Sam and I wanted to share with you some of the “must-see’s” on your trip to Shanghai.

  1. Accomodations – finding a hotel along the Bund or within the International Settlement area is definitely the place to stay on your visit to Shanghai. The Bund is home to a plethora of gorgeous Victorian buildings that adorn the Huangpu and have been fully renovated to serve the accommodation needs for the ever burgeoning tourist flow. We stayed at the Les Suites Orient on Jinling Road which was very reasonably priced and that provided an excellent breakfast (both eastern and western options), a view of the river and adjacent Pudong and easy access to the Bund, boardwalk and ferry services.
  2. Pudong – is considered the face of modern Shanghai with its brightly colored skyline and tall towers.  This area is home to many of the world’s most prestigious companies and financial institutions including the Shanghai Stock Exchange. Separating the old and new Shanghai is the fast moving Huangpu. Incredibly it wasn’t until 1993 that Pudong, which up until this time had been mostly farmland, warehouses and run down wharves that the Chinese government decided to create a special economic zone called the Lujiazui Finance and Trade zone.  Every structure you can see has been developed in the past 25 years and truly has become the face of Shanghai.  Take the ferry across the Bund to Pudong and walk to the Oriental Pearl Tower – 468 meters (1535 feet) for the best views in Shanghai.

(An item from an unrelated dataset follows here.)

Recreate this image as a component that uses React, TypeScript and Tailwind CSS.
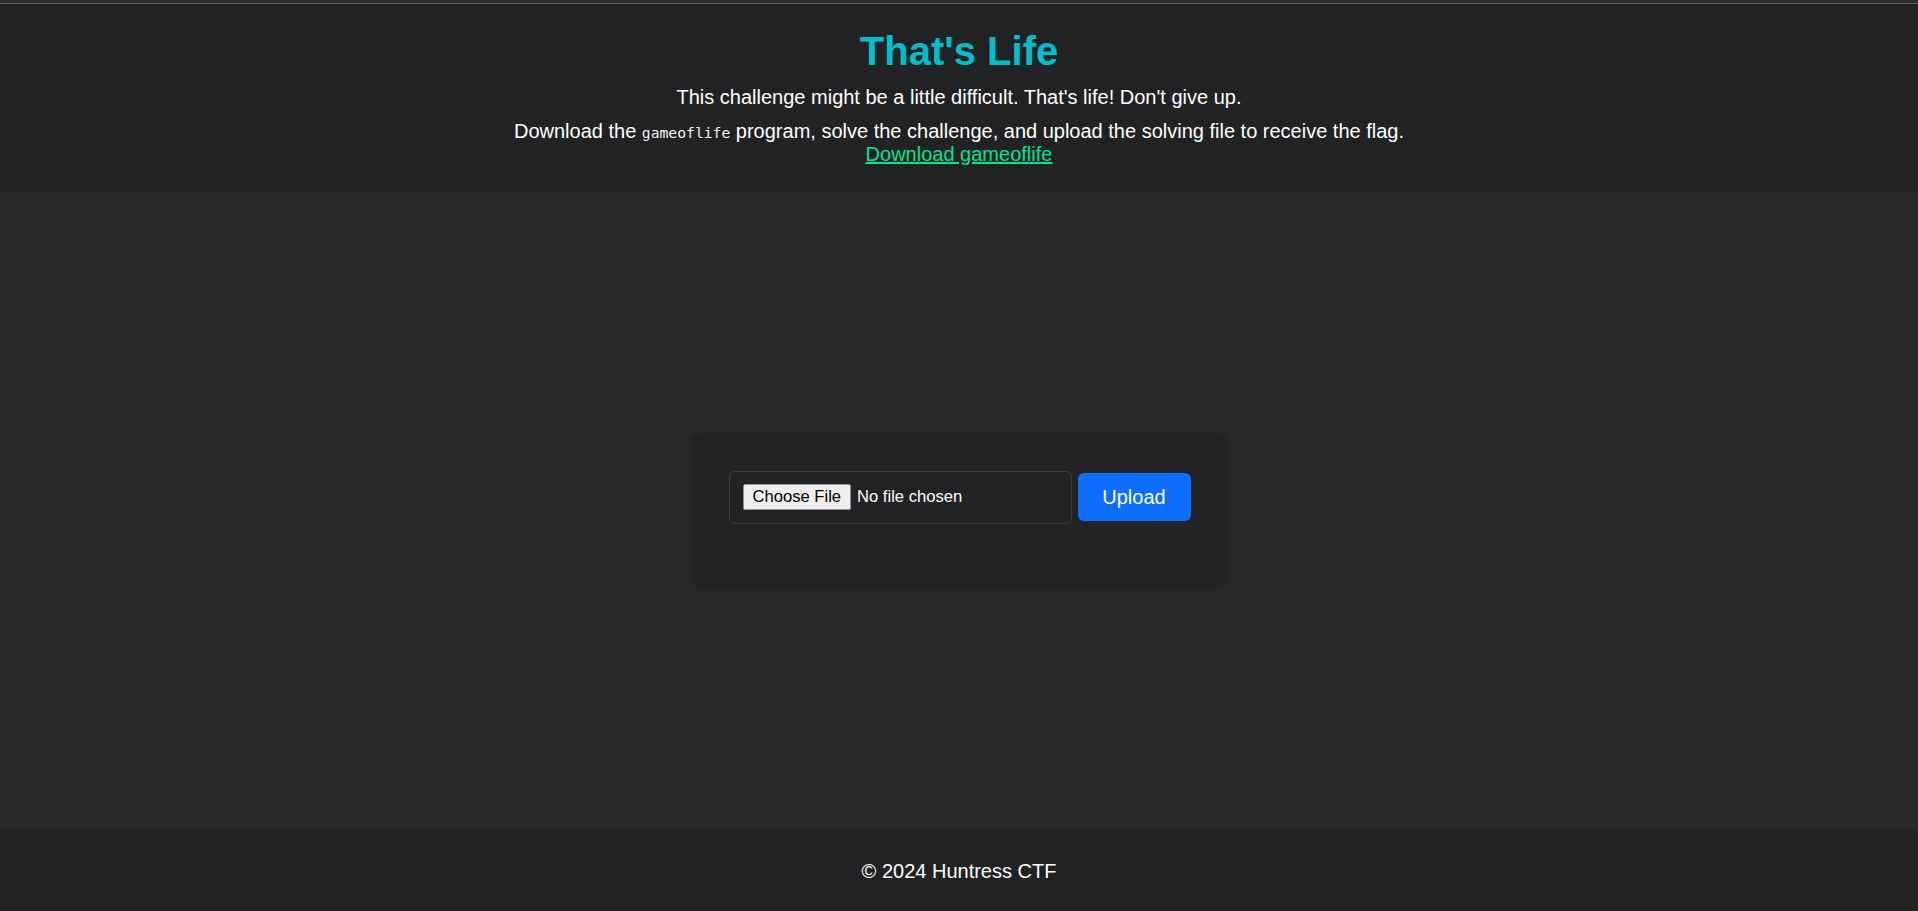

  3. Yu Gardens – is a traditional walled city within the city full of authentic buildings and temples and definitely worth a stroll early in the morning before it becomes too busy.  Unfortunately you know it’s touristy when you find a Starbucks…, that being said it led us to the more off the beaten path neighbourhoods as I mentioned above.  These neighbourhoods were definitely worth wandering into, but always remember to bring the card your hotel gives you upon checking in as it has the hotel’s address in both English and Shanghainese plainly printed so if you need a taxi you just need to provide this to the taxi driver and he’ll bring you back.  China is relatively safe so no need to be afraid of getting lost.
  4. Haggling – the price you see is never the price that you should consider paying in the markets that abound. The general rule is to offer half the price and be prepared to walk away if the shopkeeper is unwilling or unable to budge on price.  You’ll find one that is prepared to haggle for your price but it may take some patience and often the use of your fingers, or the calculator that they’ll most often use to show you the price.  A great example is that Sam and I found some tea cups that we wanted for home.  We saw them priced as high as 220Y, and we ended up getting them for 40Y.  Even at this price the shopkeeper still made money on them.  Dive in and give it a go!
  5. Transportation – pre-booking your airport transport in advance is well worth it as very few locals, nor taxi drivers speak English and so it can be a bit of an issue getting in from the Shanghai International airport (which is situated some 45 minutes outside the city) to your hotel . I had arranged for the Shanghai Eastern Taxi service to pick us up and drop us off – both reasonably priced at $55 USD each way.  Although once in the city we tended to walk everywhere, and over the course of the three days we were in Shanghai we walked some 40 kilometers (25 miles).  Shanghai is flat and so very much a walking city, as was Hong Kong.  In total we walked 110 Km (68 miles) over the course of the nine days and not a word of complaint from Sam – awesome for a teenager, actually awesome for anyone and although a little foot sore she managed like a trooper.
  6. Culinary delights – we had a couple of fantastic meals during our stay in Shanghai.  And each so different!  The first  restaurant was called Lost Horizon is Tibetan/Eastern Chinese (think Silk Road) with its mix of vegetarian and noodle dishes along with more traditional dishes of chicken and pork.  All equally yummy (Definitely try the spring rolls and lamb samosas) and very casual, situated only a block from our hotel this large and busy restaurant was amazing! The other increible dining experience we had was very upscale and as close to an Michelin star restaurant as I ever eaten.  Incredibly beautiful plates, with tantalizing dishes and courses between courses – as an example the chef prepared Duck Egg soup whisked in an actual duck egg and served at room temperature absolutely delicious between our courses and not on the menu.   We generally shared out meals, but at this restaurant we both decided on the New Zealand lamb which was cooked to perfection.  NAPA Wine Bar and Kitchen was one of the high culinary points of our trip to China.

As you can tell, we had an absolutely fabulous time in Shanghai and would definitely recommend it as part of your itinerary in China.